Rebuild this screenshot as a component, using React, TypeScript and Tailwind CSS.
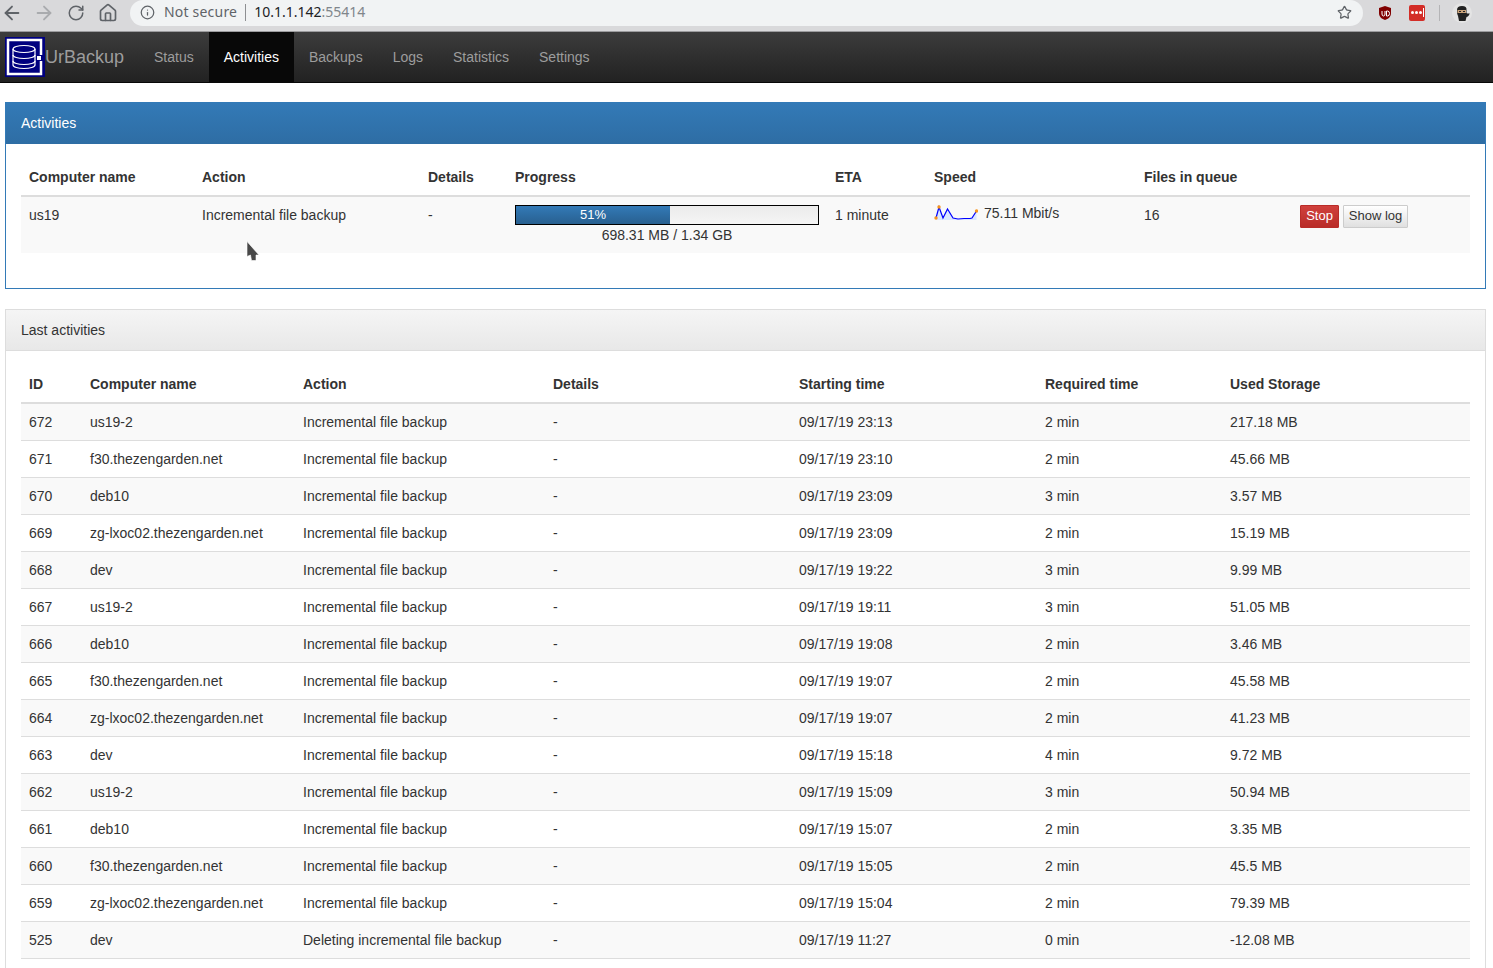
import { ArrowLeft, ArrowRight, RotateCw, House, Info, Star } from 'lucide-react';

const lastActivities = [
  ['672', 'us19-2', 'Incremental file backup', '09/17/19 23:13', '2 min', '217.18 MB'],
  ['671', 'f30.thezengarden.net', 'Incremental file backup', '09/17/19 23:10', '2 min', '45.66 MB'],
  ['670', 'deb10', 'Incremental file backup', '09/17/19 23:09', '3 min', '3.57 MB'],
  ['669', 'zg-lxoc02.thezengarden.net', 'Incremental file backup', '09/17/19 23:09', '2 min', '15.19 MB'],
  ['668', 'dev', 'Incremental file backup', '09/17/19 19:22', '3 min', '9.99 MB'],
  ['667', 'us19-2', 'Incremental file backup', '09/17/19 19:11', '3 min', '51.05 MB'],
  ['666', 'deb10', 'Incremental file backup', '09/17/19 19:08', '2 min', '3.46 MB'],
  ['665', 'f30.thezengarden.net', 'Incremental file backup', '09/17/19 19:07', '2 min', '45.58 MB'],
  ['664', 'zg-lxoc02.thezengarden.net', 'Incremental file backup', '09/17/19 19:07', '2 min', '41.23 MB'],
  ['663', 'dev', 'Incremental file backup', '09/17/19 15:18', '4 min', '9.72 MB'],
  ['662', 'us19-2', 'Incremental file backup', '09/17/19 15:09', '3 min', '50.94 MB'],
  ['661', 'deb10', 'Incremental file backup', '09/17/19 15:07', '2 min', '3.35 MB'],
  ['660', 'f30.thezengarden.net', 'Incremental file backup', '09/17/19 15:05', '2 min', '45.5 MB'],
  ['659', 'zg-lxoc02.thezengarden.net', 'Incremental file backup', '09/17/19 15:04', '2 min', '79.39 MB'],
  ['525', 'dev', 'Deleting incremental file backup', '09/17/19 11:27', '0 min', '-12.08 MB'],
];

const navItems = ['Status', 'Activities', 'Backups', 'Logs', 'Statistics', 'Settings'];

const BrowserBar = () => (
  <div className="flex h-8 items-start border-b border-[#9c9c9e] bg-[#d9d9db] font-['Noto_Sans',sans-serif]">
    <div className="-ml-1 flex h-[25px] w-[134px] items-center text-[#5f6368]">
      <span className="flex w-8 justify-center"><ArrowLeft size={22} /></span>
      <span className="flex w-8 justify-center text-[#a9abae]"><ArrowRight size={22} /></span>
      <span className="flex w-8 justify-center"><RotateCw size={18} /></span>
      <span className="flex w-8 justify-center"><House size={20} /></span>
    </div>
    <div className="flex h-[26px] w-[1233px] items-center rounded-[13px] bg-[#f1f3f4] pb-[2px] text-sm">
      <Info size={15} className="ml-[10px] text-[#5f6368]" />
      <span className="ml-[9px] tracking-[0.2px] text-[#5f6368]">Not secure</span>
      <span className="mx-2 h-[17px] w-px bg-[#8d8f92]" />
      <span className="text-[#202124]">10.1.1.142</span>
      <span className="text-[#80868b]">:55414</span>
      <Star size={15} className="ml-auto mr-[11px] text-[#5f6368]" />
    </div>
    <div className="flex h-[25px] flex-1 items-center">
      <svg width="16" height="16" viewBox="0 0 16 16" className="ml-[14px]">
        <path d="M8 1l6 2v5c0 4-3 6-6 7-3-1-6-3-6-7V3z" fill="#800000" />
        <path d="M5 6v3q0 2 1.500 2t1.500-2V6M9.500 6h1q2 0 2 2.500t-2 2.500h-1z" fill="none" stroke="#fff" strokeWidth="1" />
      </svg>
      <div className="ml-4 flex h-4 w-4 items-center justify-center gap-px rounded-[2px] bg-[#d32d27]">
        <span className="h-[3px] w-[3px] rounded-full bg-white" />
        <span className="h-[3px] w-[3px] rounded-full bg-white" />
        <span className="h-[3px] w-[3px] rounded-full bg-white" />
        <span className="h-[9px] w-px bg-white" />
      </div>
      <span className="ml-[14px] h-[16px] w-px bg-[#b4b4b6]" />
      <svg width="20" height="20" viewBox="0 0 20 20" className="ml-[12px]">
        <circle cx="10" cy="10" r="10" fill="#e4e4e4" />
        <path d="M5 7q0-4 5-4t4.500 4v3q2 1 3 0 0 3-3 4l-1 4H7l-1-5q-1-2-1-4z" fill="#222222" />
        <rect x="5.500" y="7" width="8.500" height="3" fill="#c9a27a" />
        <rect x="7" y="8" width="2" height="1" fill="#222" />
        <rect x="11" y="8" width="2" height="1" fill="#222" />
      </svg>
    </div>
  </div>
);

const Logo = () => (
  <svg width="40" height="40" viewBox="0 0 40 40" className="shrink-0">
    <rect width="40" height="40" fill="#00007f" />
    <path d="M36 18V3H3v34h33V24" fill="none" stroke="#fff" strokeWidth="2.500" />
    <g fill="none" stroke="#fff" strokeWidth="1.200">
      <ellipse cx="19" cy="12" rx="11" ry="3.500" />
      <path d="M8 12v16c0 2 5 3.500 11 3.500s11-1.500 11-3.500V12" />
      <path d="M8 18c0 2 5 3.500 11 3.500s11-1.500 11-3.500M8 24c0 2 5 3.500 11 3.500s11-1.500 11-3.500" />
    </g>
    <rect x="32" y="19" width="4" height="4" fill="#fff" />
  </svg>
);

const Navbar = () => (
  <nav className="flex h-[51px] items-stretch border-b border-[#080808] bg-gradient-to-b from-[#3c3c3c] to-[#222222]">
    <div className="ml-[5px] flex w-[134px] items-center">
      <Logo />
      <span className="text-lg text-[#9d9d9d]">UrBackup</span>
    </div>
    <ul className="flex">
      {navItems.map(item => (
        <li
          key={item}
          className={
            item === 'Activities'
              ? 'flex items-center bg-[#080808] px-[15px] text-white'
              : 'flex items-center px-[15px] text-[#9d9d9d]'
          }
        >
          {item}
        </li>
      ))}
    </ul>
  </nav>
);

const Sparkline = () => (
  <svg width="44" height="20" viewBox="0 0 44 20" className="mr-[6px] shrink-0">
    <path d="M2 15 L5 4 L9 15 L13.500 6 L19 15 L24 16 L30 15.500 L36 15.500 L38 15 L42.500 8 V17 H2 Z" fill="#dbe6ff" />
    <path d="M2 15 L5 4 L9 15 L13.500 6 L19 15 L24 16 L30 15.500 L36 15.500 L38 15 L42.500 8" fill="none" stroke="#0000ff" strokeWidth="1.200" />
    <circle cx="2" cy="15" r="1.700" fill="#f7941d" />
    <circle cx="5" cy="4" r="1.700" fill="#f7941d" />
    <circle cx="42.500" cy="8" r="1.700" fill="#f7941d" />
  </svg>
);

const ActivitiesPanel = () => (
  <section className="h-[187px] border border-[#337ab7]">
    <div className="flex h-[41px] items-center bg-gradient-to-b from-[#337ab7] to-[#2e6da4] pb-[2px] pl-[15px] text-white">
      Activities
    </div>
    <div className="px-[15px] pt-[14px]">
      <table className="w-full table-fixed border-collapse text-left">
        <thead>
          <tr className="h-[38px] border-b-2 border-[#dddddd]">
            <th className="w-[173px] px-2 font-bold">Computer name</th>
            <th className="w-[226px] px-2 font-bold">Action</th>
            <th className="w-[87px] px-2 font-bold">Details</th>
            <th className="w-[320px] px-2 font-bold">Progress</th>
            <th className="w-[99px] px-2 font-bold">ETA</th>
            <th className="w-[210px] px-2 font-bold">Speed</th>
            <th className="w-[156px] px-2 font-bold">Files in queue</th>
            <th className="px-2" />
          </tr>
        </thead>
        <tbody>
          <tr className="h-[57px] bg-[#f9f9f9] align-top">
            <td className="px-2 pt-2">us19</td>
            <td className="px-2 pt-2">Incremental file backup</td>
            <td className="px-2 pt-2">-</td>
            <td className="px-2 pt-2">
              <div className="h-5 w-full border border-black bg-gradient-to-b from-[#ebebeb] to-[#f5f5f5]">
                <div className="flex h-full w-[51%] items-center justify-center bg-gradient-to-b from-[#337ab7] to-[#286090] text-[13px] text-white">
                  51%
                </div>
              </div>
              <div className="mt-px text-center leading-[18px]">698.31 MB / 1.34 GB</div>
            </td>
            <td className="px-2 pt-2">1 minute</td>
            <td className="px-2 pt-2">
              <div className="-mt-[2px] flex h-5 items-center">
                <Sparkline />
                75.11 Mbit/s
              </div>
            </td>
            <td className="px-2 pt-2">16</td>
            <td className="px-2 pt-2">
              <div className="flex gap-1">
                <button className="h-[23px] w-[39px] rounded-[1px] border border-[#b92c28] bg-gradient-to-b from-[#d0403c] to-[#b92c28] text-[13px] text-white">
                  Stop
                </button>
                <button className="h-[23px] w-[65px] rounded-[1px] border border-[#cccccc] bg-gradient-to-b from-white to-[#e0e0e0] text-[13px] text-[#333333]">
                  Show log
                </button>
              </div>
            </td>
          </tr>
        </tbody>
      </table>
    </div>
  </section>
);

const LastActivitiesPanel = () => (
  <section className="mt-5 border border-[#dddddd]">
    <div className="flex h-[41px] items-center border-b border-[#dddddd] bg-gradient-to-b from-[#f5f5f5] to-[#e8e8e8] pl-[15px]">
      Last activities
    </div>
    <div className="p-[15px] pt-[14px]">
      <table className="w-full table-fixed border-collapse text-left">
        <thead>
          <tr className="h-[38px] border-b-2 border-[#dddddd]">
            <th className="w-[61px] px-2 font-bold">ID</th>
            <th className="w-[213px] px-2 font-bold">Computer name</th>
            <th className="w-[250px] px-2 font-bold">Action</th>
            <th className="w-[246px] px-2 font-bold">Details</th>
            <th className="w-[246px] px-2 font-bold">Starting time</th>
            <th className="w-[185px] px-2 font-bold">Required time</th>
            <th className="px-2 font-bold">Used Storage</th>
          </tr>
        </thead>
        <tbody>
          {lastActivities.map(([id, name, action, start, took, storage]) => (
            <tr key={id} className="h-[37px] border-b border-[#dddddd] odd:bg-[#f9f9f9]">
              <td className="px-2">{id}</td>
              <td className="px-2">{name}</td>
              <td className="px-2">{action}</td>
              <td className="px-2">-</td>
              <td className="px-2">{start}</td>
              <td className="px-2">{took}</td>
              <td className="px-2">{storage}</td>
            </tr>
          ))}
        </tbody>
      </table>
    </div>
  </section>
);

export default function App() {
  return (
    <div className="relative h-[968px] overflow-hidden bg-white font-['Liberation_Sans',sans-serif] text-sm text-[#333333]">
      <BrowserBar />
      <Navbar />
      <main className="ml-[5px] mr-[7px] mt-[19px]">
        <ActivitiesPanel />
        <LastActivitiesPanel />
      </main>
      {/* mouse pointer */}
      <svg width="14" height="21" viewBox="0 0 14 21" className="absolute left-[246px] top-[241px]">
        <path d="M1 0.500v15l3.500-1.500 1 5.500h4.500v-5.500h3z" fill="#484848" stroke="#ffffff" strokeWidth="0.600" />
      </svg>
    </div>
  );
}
----------
### PROBLEM TO SOLVE
Begin at the first line of the material and copy each line exactly through the one containing "House, Info, Star". Omit pictures.

### WRITTEN SOLUTION
Rebuild this screenshot as a component, using React, TypeScript and Tailwind CSS.
import { ArrowLeft, ArrowRight, RotateCw, House, Info, Star } from 'lucide-react';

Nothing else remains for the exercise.